The question that underpins all of this that most founders often struggle with in a succinct way is: What does your company do? This one is more often than not the biggest stumbling block for a founder - they haven’t practiced their elevator pitch. 

2. You’ve worked with many startups raising capital across Africa. How much does narrative and positioning influence investor perception, and what distinguishes founders who communicate their vision effectively from those who struggle to do so?

Narrative matters enormously. Not because investors are looking for poetry, but because they are looking for focus as well as passion and experience. A lot of founders assume the product will speak for itself but it rarely does, especially in crowded markets. Investors need to understand the market opportunity, the urgency of the problem, the founder’s insight, and why this team is positioned to win. That does not happen by accident. It happens through strong positioning.

The founders who do this well are usually very clear, very disciplined and very grounded. They do not drown people in jargon. They do not confuse complexity with intelligence. They know what lane they are in, and they know how to make people care.

The founders who struggle often either oversell or under-explain. They are either too vague, too inflated, or too dependent on buzzwords they think investors want to hear. A strong founder narrative should make an investor lean in, not work harder. I love it at Wimbart when a third party [be it a known client or indeed a stranger who I haven’t met in person before] can explain to someone what Wimbart does. They get extra points for name dropping some of our previous clients or campaigns. For me, that means that our value proposition is not only clear, but it’s been communicated to the public, well. When someone misrepresents us, I don’t get upset, but it does make me think we need to continue to work hard to better communicate what we actually do. 

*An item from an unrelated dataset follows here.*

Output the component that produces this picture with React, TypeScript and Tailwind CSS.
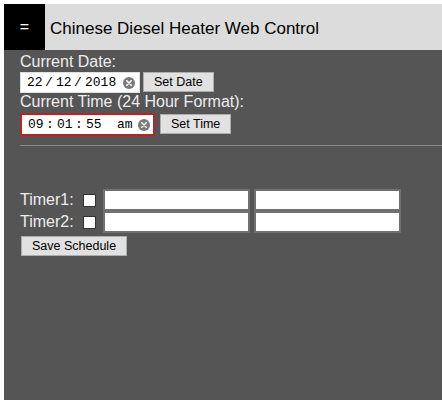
import React from "react"

function ClearIcon() {
    return (
        <svg width="12" height="12" viewBox="0 0 12 12" className="shrink-0">
            <circle cx="6" cy="6" r="6" fill="#7b7b7b" />
            <path d="M3.8 3.8 L8.2 8.2 M8.2 3.8 L3.8 8.2" stroke="#fff" strokeWidth="1.6" strokeLinecap="round" />
        </svg>
    )
}

function Seg({ children, w }: { children: React.ReactNode; w: string }) {
    return <span className={`${w} inline-block text-left`}>{children}</span>
}

function Sep({ children }: { children: React.ReactNode }) {
    return <span className="w-[14px] inline-block text-center">{children}</span>
}

function Checkbox() {
    return <span className="w-[13px] h-[13px] bg-white border border-[#333] inline-block shrink-0" />
}

export default function App() {
    const sans = "font-['Liberation_Sans',Arial,sans-serif]"
    const mono = "font-['Liberation_Mono','Courier_New',monospace] text-[13px] text-black"
    const btn = `${sans} h-[20px] px-[10px] text-[12.5px] text-black bg-[#e1e1e1] border border-[#adadad] leading-none`

    return (
        <div className={`${sans} bg-white pl-[4px] pt-[4px] min-h-[400px] flex flex-col`}>
            <div className="flex h-[46px] bg-[#dcdcdc]">
                <div className="w-[41px] bg-black text-white text-[16px] flex items-center justify-center">=</div>
                <div className="pl-[5px] pt-[3px] text-[17px] text-black flex items-center">Chinese Diesel Heater Web Control</div>
            </div>

            <div className="flex-1 bg-[#555555] pt-[3px] pl-[16px] text-[#eeeeee] text-[16px]">
                <div className="h-[18px] leading-[18px]">Current Date:</div>
                <div className="flex items-start mt-[1px] gap-[3px]">
                    <div className={`${mono} w-[120px] h-[21px] bg-white border border-[#e0e0e0] flex items-center pl-[6px]`}>
                        <Seg w="w-[15px]">22</Seg>
                        <Sep>/</Sep>
                        <Seg w="w-[15px]">12</Seg>
                        <Sep>/</Sep>
                        <Seg w="w-[31px]">2018</Seg>
                        <span className="ml-[7px]"><ClearIcon /></span>
                    </div>
                    <button className={btn}>Set Date</button>
                </div>

                <div className="h-[18px] leading-[18px]">Current Time (24 Hour Format):</div>
                <div className="flex items-start mt-[2px] gap-[5px]">
                    <div className={`${mono} w-[135px] h-[23px] bg-white border-2 border-[#c02020] flex items-center pl-[6px]`}>
                        <Seg w="w-[15px]">09</Seg>
                        <Sep>:</Sep>
                        <Seg w="w-[15px]">01</Seg>
                        <Sep>:</Sep>
                        <Seg w="w-[15px]">55</Seg>
                        <span className="ml-[16px] w-[15px]">am</span>
                        <span className="ml-[6px]"><ClearIcon /></span>
                    </div>
                    <button className={`${btn} mt-[1px]`}>Set Time</button>
                </div>

                <div className="mt-[9px] h-px bg-[#8a8a8a]" />

                <div className="mt-[43px] flex flex-col">
                    {["Timer1:", "Timer2:"].map((t) => (
                        <div key={t} className="flex items-center h-[22px]">
                            <span className="w-[63px]">{t}</span>
                            <Checkbox />
                            <span className="w-[147px] h-[22px] bg-white border-2 border-[#707070] ml-[7px]" />
                            <span className="w-[147px] h-[22px] bg-white border-2 border-[#707070] ml-[4px]" />
                        </div>
                    ))}
                    <div>
                        <button className={`${btn} ml-[1px] px-[10px]`}>Save Schedule</button>
                    </div>
                </div>
            </div>
        </div>
    )
}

3. African startups are increasingly building global products but still face perception challenges in international media. What strategies can founders use to position their companies credibly on the global stage?

My advice to founders would be, if you are building a global business, communicate like a serious global business. Be clear on your value proposition. Be specific about your market insight and take the media on the journey; educate them about the challenge you’re solving for. Show commercial traction. Show why your solution works. Do not rely on or reinforce vague language about “changing Africa” and expect international audiences to be impressed.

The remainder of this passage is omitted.